# STORED RECORDS
## BEGIN

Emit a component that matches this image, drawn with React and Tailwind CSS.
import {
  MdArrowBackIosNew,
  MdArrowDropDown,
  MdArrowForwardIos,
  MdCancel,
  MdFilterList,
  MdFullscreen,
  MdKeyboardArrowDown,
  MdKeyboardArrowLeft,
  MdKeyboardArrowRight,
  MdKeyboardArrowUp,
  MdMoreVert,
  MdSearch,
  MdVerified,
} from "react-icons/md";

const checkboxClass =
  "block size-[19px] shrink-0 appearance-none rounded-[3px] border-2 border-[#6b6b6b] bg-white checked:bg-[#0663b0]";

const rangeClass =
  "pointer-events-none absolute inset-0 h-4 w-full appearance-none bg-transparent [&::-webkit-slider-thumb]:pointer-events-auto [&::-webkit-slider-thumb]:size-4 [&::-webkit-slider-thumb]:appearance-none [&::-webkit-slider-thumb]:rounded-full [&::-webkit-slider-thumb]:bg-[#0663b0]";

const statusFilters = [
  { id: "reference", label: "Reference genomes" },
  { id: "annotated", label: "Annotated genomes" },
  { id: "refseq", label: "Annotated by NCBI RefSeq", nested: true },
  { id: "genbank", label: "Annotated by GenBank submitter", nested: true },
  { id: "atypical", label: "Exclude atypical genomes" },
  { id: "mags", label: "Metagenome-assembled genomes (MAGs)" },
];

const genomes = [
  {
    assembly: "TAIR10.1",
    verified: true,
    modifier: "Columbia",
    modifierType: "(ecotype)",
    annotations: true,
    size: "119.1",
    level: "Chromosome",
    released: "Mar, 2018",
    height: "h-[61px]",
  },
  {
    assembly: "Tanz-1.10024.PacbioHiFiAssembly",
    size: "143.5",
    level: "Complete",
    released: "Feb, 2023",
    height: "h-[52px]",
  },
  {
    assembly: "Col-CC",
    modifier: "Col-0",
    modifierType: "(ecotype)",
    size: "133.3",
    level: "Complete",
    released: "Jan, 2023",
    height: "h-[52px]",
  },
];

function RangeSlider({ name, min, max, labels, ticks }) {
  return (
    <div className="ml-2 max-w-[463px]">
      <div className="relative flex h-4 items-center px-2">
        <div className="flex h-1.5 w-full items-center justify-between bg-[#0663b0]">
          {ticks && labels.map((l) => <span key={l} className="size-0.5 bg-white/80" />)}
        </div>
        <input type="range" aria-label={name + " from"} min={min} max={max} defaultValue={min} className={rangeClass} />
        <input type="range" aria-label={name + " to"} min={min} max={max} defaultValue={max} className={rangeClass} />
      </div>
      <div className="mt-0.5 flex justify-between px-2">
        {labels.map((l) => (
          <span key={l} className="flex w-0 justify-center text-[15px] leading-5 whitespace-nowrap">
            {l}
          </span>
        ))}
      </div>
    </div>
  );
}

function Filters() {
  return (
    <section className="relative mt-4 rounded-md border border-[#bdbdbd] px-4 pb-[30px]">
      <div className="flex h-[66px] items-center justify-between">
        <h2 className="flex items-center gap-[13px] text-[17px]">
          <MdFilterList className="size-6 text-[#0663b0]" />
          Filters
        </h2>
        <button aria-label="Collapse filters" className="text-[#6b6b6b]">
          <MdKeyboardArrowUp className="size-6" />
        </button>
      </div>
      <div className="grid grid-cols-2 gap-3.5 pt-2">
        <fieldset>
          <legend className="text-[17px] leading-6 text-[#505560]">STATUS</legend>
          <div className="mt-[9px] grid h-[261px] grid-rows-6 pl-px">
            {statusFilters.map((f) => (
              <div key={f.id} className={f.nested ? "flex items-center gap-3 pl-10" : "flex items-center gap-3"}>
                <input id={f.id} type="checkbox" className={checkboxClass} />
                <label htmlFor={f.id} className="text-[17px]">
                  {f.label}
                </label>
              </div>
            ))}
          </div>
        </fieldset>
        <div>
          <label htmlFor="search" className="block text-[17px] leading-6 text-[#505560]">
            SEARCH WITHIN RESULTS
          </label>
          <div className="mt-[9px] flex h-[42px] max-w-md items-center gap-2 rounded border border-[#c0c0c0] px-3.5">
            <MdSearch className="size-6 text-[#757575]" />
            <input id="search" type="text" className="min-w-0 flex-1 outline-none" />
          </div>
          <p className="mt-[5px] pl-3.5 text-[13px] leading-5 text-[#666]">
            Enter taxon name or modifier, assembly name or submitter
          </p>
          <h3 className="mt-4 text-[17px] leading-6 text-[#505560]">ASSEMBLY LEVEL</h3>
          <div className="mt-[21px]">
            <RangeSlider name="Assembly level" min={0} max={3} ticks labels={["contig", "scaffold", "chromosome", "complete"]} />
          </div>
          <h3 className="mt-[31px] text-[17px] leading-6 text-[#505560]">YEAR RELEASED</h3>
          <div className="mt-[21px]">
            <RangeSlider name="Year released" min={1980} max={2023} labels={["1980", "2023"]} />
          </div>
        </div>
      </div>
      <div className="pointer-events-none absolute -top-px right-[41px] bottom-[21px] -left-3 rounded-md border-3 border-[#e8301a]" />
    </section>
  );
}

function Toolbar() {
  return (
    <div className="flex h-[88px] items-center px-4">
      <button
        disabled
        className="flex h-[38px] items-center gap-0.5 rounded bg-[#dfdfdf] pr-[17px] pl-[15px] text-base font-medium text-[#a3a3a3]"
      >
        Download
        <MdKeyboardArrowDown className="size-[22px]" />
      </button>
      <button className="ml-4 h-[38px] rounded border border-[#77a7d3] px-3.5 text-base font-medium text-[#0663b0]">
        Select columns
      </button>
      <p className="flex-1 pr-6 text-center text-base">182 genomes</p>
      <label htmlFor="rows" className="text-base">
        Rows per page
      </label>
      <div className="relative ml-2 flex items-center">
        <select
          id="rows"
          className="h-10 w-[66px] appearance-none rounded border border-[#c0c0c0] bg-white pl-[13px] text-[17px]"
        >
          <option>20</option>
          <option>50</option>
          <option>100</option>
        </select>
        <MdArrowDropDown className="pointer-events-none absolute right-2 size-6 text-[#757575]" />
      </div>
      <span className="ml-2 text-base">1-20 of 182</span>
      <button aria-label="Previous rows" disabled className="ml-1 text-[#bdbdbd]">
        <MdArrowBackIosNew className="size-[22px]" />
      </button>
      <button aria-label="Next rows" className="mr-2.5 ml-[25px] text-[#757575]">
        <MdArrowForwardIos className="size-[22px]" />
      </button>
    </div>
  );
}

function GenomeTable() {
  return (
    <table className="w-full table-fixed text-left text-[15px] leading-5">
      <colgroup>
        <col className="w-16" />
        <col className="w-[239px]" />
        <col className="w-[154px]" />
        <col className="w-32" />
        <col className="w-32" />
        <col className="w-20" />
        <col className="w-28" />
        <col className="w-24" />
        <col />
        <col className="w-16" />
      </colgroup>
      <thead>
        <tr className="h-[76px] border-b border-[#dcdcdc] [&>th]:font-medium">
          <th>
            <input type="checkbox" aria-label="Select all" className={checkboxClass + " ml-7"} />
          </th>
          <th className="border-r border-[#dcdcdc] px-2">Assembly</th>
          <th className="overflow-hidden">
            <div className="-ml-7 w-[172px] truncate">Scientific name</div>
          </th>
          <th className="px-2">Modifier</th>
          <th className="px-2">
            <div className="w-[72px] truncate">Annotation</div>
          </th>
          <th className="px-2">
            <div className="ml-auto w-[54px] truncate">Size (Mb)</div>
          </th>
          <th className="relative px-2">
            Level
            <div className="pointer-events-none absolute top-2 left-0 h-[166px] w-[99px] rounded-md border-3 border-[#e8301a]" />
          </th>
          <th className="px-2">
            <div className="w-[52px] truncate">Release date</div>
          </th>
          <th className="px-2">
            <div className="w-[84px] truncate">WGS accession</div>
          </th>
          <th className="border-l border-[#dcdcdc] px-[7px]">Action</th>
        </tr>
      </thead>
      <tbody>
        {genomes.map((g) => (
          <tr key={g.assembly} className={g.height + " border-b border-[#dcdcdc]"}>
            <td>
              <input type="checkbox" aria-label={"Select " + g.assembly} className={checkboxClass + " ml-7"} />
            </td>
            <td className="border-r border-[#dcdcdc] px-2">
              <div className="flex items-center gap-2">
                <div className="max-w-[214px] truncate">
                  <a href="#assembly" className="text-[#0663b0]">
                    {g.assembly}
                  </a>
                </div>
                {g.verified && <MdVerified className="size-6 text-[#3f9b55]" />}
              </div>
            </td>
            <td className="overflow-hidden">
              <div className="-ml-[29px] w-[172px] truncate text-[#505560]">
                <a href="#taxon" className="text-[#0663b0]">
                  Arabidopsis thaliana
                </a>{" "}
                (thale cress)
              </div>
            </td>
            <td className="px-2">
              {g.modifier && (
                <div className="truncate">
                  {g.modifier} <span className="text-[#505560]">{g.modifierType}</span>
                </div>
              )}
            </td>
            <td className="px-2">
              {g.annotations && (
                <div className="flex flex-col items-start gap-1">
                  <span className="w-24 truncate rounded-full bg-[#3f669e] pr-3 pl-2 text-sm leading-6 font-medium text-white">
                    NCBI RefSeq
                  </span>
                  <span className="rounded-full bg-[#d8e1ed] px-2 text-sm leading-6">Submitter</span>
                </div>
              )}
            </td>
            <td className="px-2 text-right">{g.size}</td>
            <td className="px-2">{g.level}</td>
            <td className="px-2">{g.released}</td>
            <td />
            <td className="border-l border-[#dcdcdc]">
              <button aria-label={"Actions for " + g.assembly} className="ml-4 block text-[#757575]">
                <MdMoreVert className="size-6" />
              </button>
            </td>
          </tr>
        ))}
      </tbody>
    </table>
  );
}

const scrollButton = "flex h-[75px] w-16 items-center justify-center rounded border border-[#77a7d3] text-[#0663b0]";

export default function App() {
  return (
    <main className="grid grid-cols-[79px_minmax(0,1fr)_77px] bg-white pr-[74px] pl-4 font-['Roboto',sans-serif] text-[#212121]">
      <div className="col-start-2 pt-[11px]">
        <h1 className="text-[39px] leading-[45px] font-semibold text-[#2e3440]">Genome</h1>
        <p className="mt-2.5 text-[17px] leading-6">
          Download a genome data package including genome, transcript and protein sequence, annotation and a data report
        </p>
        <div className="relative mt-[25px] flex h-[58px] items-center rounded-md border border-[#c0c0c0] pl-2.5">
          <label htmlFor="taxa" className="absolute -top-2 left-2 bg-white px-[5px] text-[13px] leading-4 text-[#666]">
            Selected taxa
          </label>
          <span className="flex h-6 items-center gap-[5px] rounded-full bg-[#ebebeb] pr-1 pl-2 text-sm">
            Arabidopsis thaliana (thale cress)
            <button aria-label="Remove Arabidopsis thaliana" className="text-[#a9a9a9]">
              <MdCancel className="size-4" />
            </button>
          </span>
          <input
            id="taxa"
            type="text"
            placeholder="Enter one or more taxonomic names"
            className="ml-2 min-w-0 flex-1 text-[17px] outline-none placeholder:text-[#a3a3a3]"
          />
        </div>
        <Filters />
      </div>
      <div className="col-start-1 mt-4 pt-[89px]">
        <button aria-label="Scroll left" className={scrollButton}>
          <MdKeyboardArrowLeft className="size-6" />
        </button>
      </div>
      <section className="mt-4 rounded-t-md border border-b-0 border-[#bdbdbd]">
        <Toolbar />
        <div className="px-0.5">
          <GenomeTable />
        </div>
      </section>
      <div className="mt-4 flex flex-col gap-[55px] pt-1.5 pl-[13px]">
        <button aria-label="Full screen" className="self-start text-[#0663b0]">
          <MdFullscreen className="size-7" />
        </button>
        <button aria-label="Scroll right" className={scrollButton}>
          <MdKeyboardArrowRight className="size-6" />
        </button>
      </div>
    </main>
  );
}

## END
## BEGIN

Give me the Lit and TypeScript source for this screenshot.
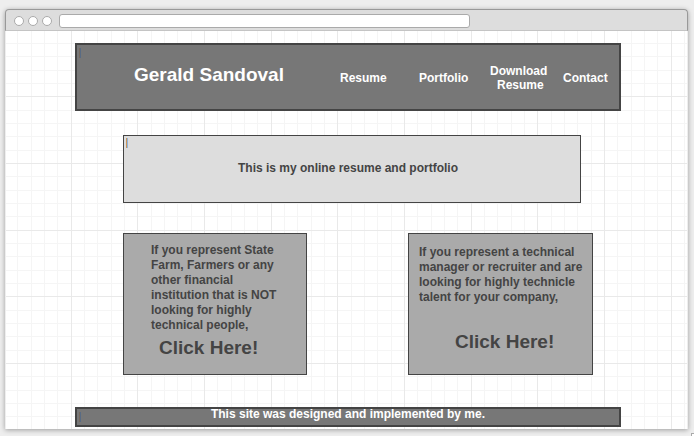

## END

From the records above, give again exactly the lines running from the line with "Emit a component" to the line with "size-[19px] shrink-0 appearance-none", inclusive.

Emit a component that matches this image, drawn with React and Tailwind CSS.
import {
  MdArrowBackIosNew,
  MdArrowDropDown,
  MdArrowForwardIos,
  MdCancel,
  MdFilterList,
  MdFullscreen,
  MdKeyboardArrowDown,
  MdKeyboardArrowLeft,
  MdKeyboardArrowRight,
  MdKeyboardArrowUp,
  MdMoreVert,
  MdSearch,
  MdVerified,
} from "react-icons/md";

const checkboxClass =
  "block size-[19px] shrink-0 appearance-none rounded-[3px] border-2 border-[#6b6b6b] bg-white checked:bg-[#0663b0]";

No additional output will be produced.